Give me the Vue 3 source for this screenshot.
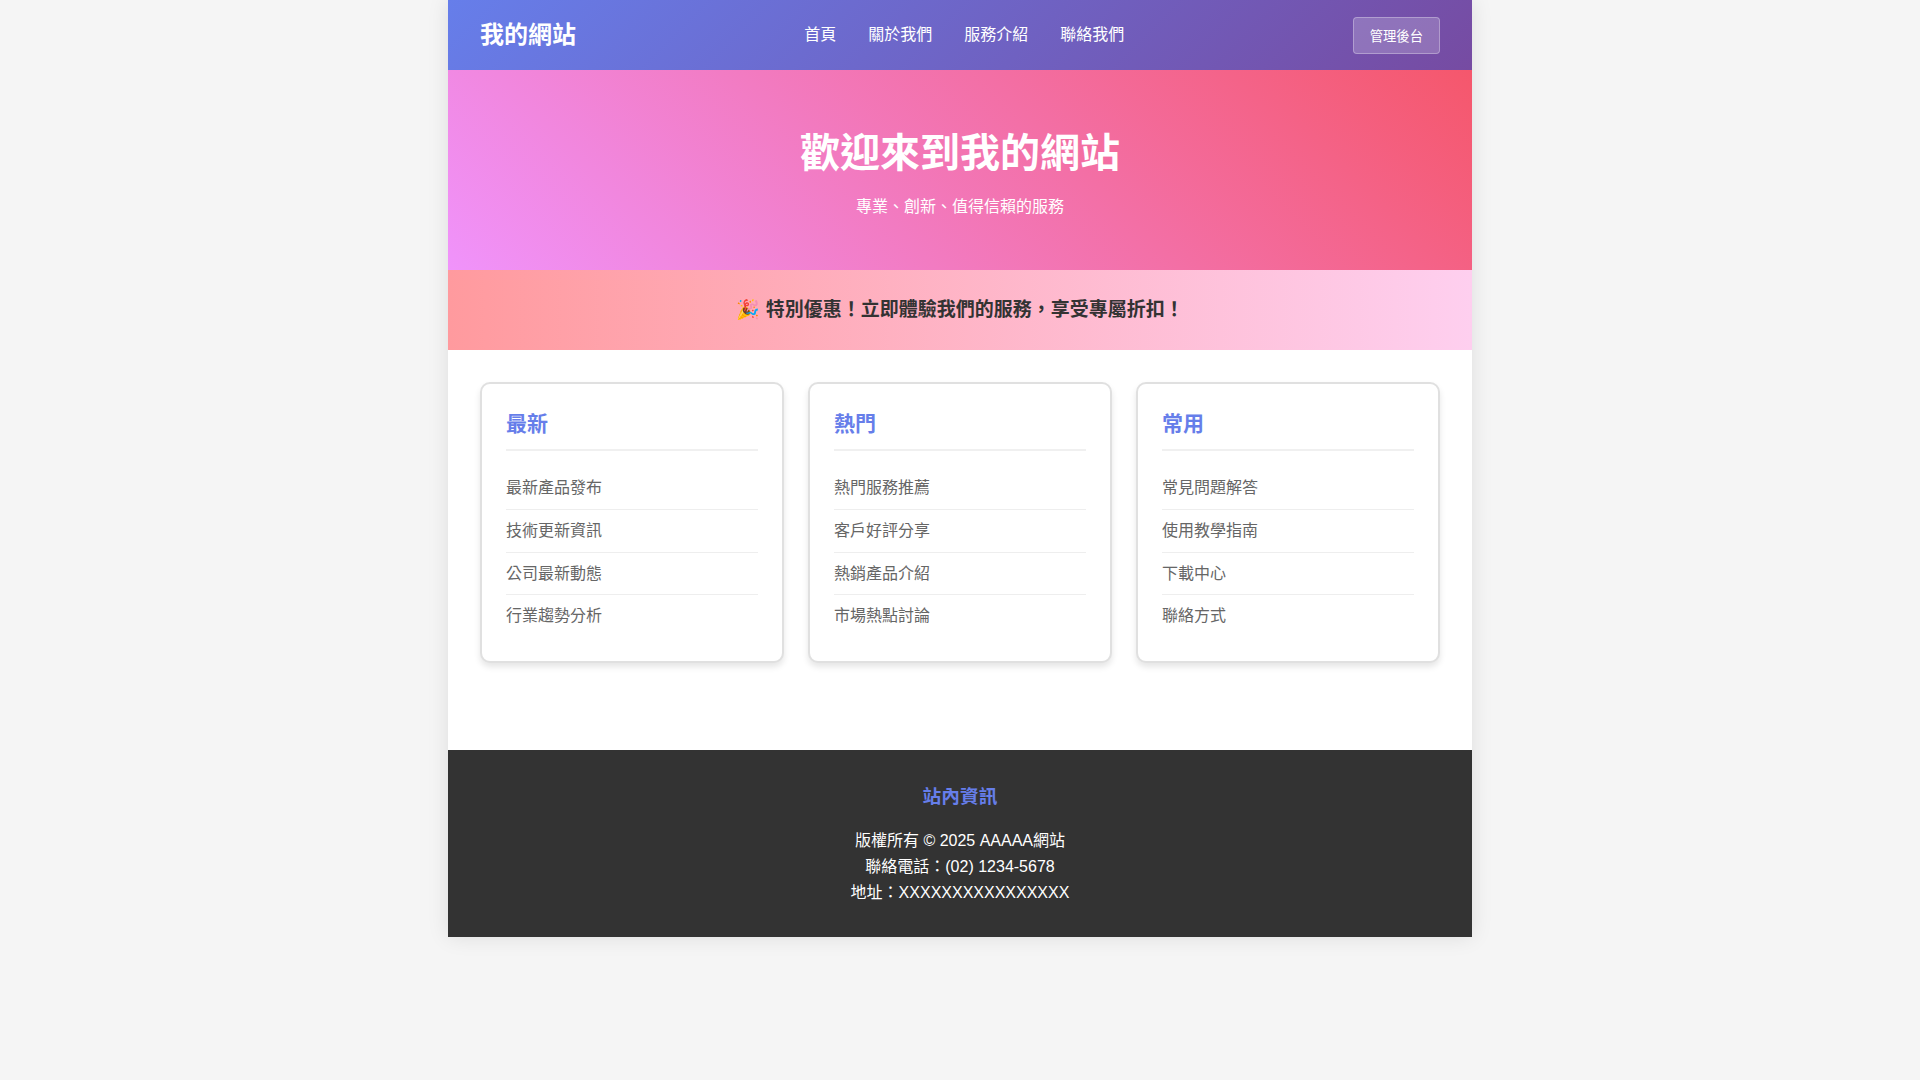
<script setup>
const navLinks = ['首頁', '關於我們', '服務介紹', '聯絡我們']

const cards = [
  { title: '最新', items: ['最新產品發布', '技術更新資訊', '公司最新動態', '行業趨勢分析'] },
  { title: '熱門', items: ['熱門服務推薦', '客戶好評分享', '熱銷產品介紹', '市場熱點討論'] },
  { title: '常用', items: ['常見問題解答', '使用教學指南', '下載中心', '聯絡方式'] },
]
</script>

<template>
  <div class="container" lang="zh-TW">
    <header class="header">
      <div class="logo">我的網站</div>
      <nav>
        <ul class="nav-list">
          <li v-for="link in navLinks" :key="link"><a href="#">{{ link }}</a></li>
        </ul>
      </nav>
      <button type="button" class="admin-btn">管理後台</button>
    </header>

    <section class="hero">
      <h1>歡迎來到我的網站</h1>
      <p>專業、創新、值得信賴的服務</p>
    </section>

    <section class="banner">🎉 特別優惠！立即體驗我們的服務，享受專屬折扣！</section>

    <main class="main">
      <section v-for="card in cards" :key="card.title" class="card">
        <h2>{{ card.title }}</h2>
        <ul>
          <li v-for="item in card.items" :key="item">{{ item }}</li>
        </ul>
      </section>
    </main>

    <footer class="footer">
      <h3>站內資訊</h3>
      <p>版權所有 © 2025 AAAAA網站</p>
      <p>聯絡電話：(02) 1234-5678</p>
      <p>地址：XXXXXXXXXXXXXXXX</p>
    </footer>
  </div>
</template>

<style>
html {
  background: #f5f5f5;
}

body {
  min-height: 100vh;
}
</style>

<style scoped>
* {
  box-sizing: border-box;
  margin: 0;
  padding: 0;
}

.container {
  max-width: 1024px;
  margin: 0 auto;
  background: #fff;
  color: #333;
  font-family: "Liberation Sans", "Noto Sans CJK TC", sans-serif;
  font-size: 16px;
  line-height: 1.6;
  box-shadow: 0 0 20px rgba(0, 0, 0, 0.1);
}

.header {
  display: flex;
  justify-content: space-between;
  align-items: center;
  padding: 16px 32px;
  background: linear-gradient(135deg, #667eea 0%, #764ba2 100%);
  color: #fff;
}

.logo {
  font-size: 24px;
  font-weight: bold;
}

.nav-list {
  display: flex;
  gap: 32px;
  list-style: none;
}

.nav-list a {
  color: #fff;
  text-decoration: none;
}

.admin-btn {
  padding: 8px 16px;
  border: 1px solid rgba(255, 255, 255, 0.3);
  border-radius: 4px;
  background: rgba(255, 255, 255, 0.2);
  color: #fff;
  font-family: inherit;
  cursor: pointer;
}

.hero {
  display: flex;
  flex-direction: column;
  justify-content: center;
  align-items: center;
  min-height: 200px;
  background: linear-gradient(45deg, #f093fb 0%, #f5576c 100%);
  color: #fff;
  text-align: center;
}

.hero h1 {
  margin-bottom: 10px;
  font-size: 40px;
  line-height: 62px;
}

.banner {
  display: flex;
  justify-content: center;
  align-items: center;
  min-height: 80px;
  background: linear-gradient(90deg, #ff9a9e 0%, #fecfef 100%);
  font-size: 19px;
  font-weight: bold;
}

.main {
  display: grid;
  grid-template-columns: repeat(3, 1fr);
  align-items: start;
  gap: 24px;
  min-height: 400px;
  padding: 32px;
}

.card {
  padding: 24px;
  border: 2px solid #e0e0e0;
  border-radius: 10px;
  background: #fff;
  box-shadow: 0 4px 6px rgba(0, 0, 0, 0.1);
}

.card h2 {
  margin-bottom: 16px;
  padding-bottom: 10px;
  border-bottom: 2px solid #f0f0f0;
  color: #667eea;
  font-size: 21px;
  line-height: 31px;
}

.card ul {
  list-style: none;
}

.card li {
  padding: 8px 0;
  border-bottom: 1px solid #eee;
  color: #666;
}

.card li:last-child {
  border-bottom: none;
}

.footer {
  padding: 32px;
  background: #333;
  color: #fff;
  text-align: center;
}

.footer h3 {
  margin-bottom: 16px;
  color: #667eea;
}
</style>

• Your instructions
Leave out the pictures and reproduce the rest of the listing exactly.

• Solution for this problem
Give me the Vue 3 source for this screenshot.
<script setup>
const navLinks = ['首頁', '關於我們', '服務介紹', '聯絡我們']

const cards = [
  { title: '最新', items: ['最新產品發布', '技術更新資訊', '公司最新動態', '行業趨勢分析'] },
  { title: '熱門', items: ['熱門服務推薦', '客戶好評分享', '熱銷產品介紹', '市場熱點討論'] },
  { title: '常用', items: ['常見問題解答', '使用教學指南', '下載中心', '聯絡方式'] },
]
</script>

<template>
  <div class="container" lang="zh-TW">
    <header class="header">
      <div class="logo">我的網站</div>
      <nav>
        <ul class="nav-list">
          <li v-for="link in navLinks" :key="link"><a href="#">{{ link }}</a></li>
        </ul>
      </nav>
      <button type="button" class="admin-btn">管理後台</button>
    </header>

    <section class="hero">
      <h1>歡迎來到我的網站</h1>
      <p>專業、創新、值得信賴的服務</p>
    </section>

    <section class="banner">🎉 特別優惠！立即體驗我們的服務，享受專屬折扣！</section>

    <main class="main">
      <section v-for="card in cards" :key="card.title" class="card">
        <h2>{{ card.title }}</h2>
        <ul>
          <li v-for="item in card.items" :key="item">{{ item }}</li>
        </ul>
      </section>
    </main>

    <footer class="footer">
      <h3>站內資訊</h3>
      <p>版權所有 © 2025 AAAAA網站</p>
      <p>聯絡電話：(02) 1234-5678</p>
      <p>地址：XXXXXXXXXXXXXXXX</p>
    </footer>
  </div>
</template>

<style>
html {
  background: #f5f5f5;
}

body {
  min-height: 100vh;
}
</style>

<style scoped>
* {
  box-sizing: border-box;
  margin: 0;
  padding: 0;
}

.container {
  max-width: 1024px;
  margin: 0 auto;
  background: #fff;
  color: #333;
  font-family: "Liberation Sans", "Noto Sans CJK TC", sans-serif;
  font-size: 16px;
  line-height: 1.6;
  box-shadow: 0 0 20px rgba(0, 0, 0, 0.1);
}

.header {
  display: flex;
  justify-content: space-between;
  align-items: center;
  padding: 16px 32px;
  background: linear-gradient(135deg, #667eea 0%, #764ba2 100%);
  color: #fff;
}

.logo {
  font-size: 24px;
  font-weight: bold;
}

.nav-list {
  display: flex;
  gap: 32px;
  list-style: none;
}

.nav-list a {
  color: #fff;
  text-decoration: none;
}

.admin-btn {
  padding: 8px 16px;
  border: 1px solid rgba(255, 255, 255, 0.3);
  border-radius: 4px;
  background: rgba(255, 255, 255, 0.2);
  color: #fff;
  font-family: inherit;
  cursor: pointer;
}

.hero {
  display: flex;
  flex-direction: column;
  justify-content: center;
  align-items: center;
  min-height: 200px;
  background: linear-gradient(45deg, #f093fb 0%, #f5576c 100%);
  color: #fff;
  text-align: center;
}

.hero h1 {
  margin-bottom: 10px;
  font-size: 40px;
  line-height: 62px;
}

.banner {
  display: flex;
  justify-content: center;
  align-items: center;
  min-height: 80px;
  background: linear-gradient(90deg, #ff9a9e 0%, #fecfef 100%);
  font-size: 19px;
  font-weight: bold;
}

.main {
  display: grid;
  grid-template-columns: repeat(3, 1fr);
  align-items: start;
  gap: 24px;
  min-height: 400px;
  padding: 32px;
}

.card {
  padding: 24px;
  border: 2px solid #e0e0e0;
  border-radius: 10px;
  background: #fff;
  box-shadow: 0 4px 6px rgba(0, 0, 0, 0.1);
}

.card h2 {
  margin-bottom: 16px;
  padding-bottom: 10px;
  border-bottom: 2px solid #f0f0f0;
  color: #667eea;
  font-size: 21px;
  line-height: 31px;
}

.card ul {
  list-style: none;
}

.card li {
  padding: 8px 0;
  border-bottom: 1px solid #eee;
  color: #666;
}

.card li:last-child {
  border-bottom: none;
}

.footer {
  padding: 32px;
  background: #333;
  color: #fff;
  text-align: center;
}

.footer h3 {
  margin-bottom: 16px;
  color: #667eea;
}
</style>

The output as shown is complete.